GOOGL’s New CFO Makes Her Debut on the Earnings Call

Anat Ashkenazi, Alphabet’s new CFO, made her earnings call debut on Tuesday, emphasizing a top priority of achieving “cost efficiencies” throughout the company. Ashkenazi stepped into the role in July, nearly a year after Ruth Porat transitioned to her new role as Alphabet’s president and chief investment officer.

GOOGL Faces Rising Competition in Search Advertising

The robust results aside, GOOGL faces rising competition in the AI-driven advertising landscape, where companies like OpenAI, Perplexity, and even TikTok are increasingly vying for market share.

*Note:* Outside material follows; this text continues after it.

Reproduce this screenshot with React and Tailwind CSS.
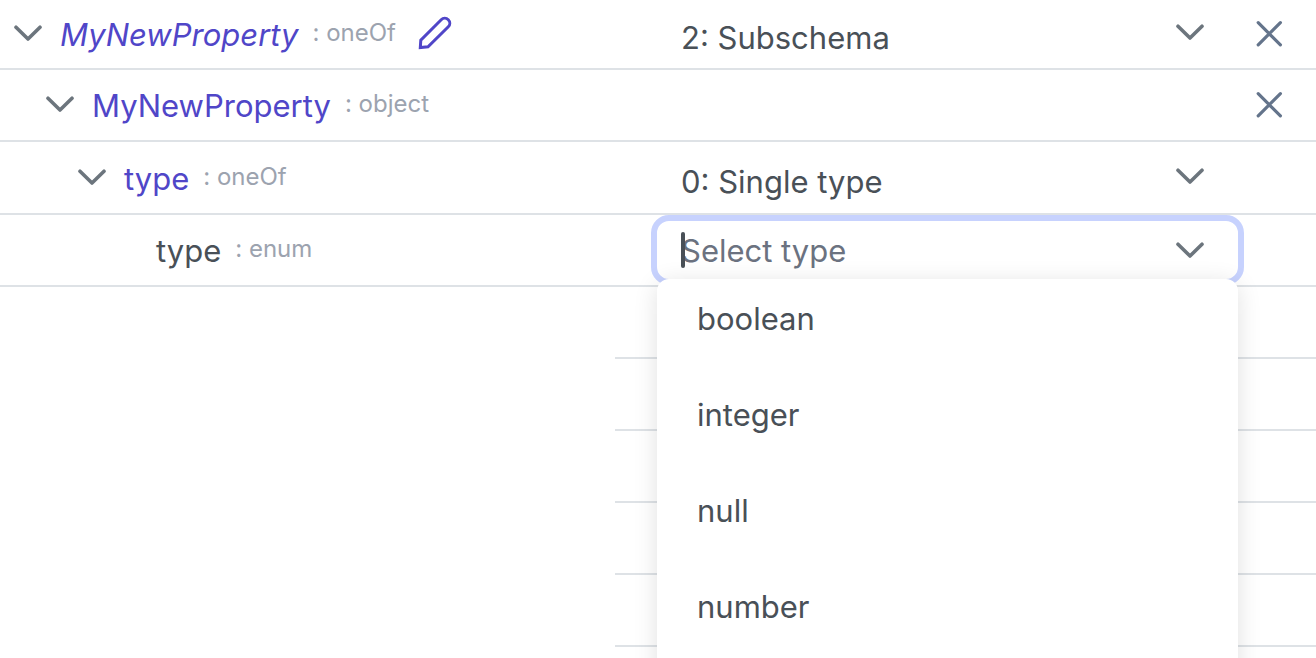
import React from 'react';

const rowGrid = 'grid grid-cols-[615fr_701fr]';

function Chevron() {
  return (
    <svg
      className="h-4 w-7 shrink-0"
      viewBox="0 0 28 16"
      fill="none"
      stroke="#6c757d"
      strokeWidth="3.6"
      strokeLinecap="round"
      strokeLinejoin="round"
      aria-hidden="true"
    >
      <path d="M2 2.2 14 14 26 2.2" />
    </svg>
  );
}

function Pencil() {
  return (
    <svg
      className="size-[34px]"
      viewBox="0 0 34 34"
      fill="none"
      stroke="#5046c8"
      strokeWidth="3"
      strokeLinejoin="miter"
      aria-hidden="true"
    >
      <path d="M2.3 31.5 2.8 24.2 23.2 3.7A5 5 0 0 1 30.3 10.8L10 30.8Z" />
    </svg>
  );
}

function RemoveButton() {
  return (
    <button type="button" aria-label="Remove property" className="flex w-[50px] items-center justify-center">
      <svg
        className="size-7"
        viewBox="0 0 28 28"
        fill="none"
        stroke="#64748b"
        strokeWidth="3.2"
        strokeLinecap="round"
        aria-hidden="true"
      >
        <path d="M3.2 2.6 25.4 24.8M25.4 2.6 3.2 24.8" />
      </svg>
    </button>
  );
}

function PropertyName({ name, type, indent, tone, expandable, editable }) {
  return (
    <div className={`flex items-center pt-0.5 ${indent}`}>
      {expandable && (
        <button type="button" aria-label={`Collapse ${name}`} className="mr-[18px] flex pb-1">
          <Chevron />
        </button>
      )}
      <span className={`text-[31px] leading-10 ${tone}`}>{name}</span>
      <span className="ml-3.5 pb-1 text-2xl leading-8 text-[#9ca3af]">: {type}</span>
      {editable && (
        <button type="button" aria-label={`Rename ${name}`} className="ml-[22px] flex pb-1">
          <Pencil />
        </button>
      )}
    </div>
  );
}

function SchemaSelect({ label, value }) {
  return (
    <div className="relative flex flex-1 items-center">
      <select
        aria-label={label}
        defaultValue={value}
        className="w-full appearance-none bg-transparent pt-2 pl-[30px] text-[31px] leading-10 text-[#495057] outline-none"
      >
        <option>{value}</option>
      </select>
      <span className="pointer-events-none absolute right-10 pb-1">
        <Chevron />
      </span>
    </div>
  );
}

const options = ['boolean', 'integer', 'null', 'number'];

function TypeCombobox() {
  return (
    <div className="relative flex flex-1 items-center rounded-[18px] border-6 border-[#c7d2fe] bg-white">
      <input
        type="text"
        role="combobox"
        aria-label="Type"
        aria-expanded="true"
        aria-controls="type-options"
        placeholder="Select type"
        className="w-full min-w-0 bg-transparent pt-0.5 pl-6 text-[31px] leading-10 text-[#495057] caret-transparent outline-none placeholder:text-[#6b7280]"
      />
      <span className="absolute left-6 h-9 w-1 rounded-sm bg-[#495057]" />
      <span className="pointer-events-none absolute right-[34px]">
        <Chevron />
      </span>
      <ul
        id="type-options"
        role="listbox"
        aria-label="Type options"
        className="absolute inset-x-0 top-full z-10 flex h-[440px] flex-col gap-4 rounded-xl bg-white shadow-[0_4px_24px_rgba(0,0,0,0.12)]"
      >
        {options.map((option) => (
          <li
            key={option}
            role="option"
            aria-selected="false"
            className="flex h-20 shrink-0 items-center px-10 text-[31px] leading-10 text-[#495057]"
          >
            {option}
          </li>
        ))}
      </ul>
    </div>
  );
}

function Row({ height, name, control, removable }) {
  return (
    <div className={`${rowGrid} ${height} border-b-2 border-[#dee2e6]`}>
      {name}
      <div className="flex pl-9">
        {control || <div className="flex-1" />}
        <div className="mr-[22px] flex w-[50px]">{removable && <RemoveButton />}</div>
      </div>
    </div>
  );
}

export default function App() {
  return (
    <main className="h-screen overflow-hidden bg-white font-['Inter',sans-serif]">
      <Row
        height="h-[70px]"
        name={
          <PropertyName
            name="MyNewProperty"
            type="oneOf"
            indent="pl-[14px]"
            tone="italic text-[#5046c8]"
            expandable
            editable
          />
        }
        control={<SchemaSelect label="Schema for MyNewProperty" value="2: Subschema" />}
        removable
      />
      <Row
        height="h-[72px]"
        name={
          <PropertyName name="MyNewProperty" type="object" indent="pl-[46px]" tone="text-[#5046c8]" expandable />
        }
        removable
      />
      <Row
        height="h-[73px]"
        name={<PropertyName name="type" type="oneOf" indent="pl-[78px]" tone="text-[#5046c8]" expandable />}
        control={<SchemaSelect label="Schema for type" value="0: Single type" />}
      />
      <Row
        height="h-[72px]"
        name={<PropertyName name="type" type="enum" indent="pl-[156px]" tone="text-[#495057]" />}
        control={<TypeCombobox />}
      />
      {[0, 1, 2, 3, 4].map((line) => (
        <div key={line} className={rowGrid}>
          <div className="col-start-2 h-[72px] border-b-2 border-[#dee2e6]" />
        </div>
      ))}
    </main>
  );
}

In order to navigate this changing landscape, Alphabet has made internal adjustments, including budget cuts and restructuring efforts.

Moreover, Ashkenazi indicated that she aims to streamline for “further efficiencies,” reallocating resources for new investments that will protect Alphabet’s competitive edge and sustain profit margins.

GOOGL Expects Its CapEx to Rise

Beyond cost cuts and restructuring efforts, GOOGL is investing heavily to strengthen its technical infrastructure. In the third quarter, GOOGL reported capital expenditures of $13 billion, primarily allocated to technical infrastructure, such as servers and data centers crucial for its cloud and AI capabilities.

Additionally, Ashkenazi hinted at a similar CapEx in the fourth quarter and warned of further increases in 2025, as the company invests aggressively in enhancing its search and cloud capabilities. These investments, she noted, are based on customer demand, so they “will translate to revenue in the fairly short term.”

Is GOOGL Stock a Buy?

Analysts remain bullish about Alphabet stock, with a Strong Buy consensus rating based on 22 Buys and six Holds. Over the past year, GOOGL has increased by more than 30%, and the average GOOGL price target of $201.54 implies an upside potential of 18.8% from current levels.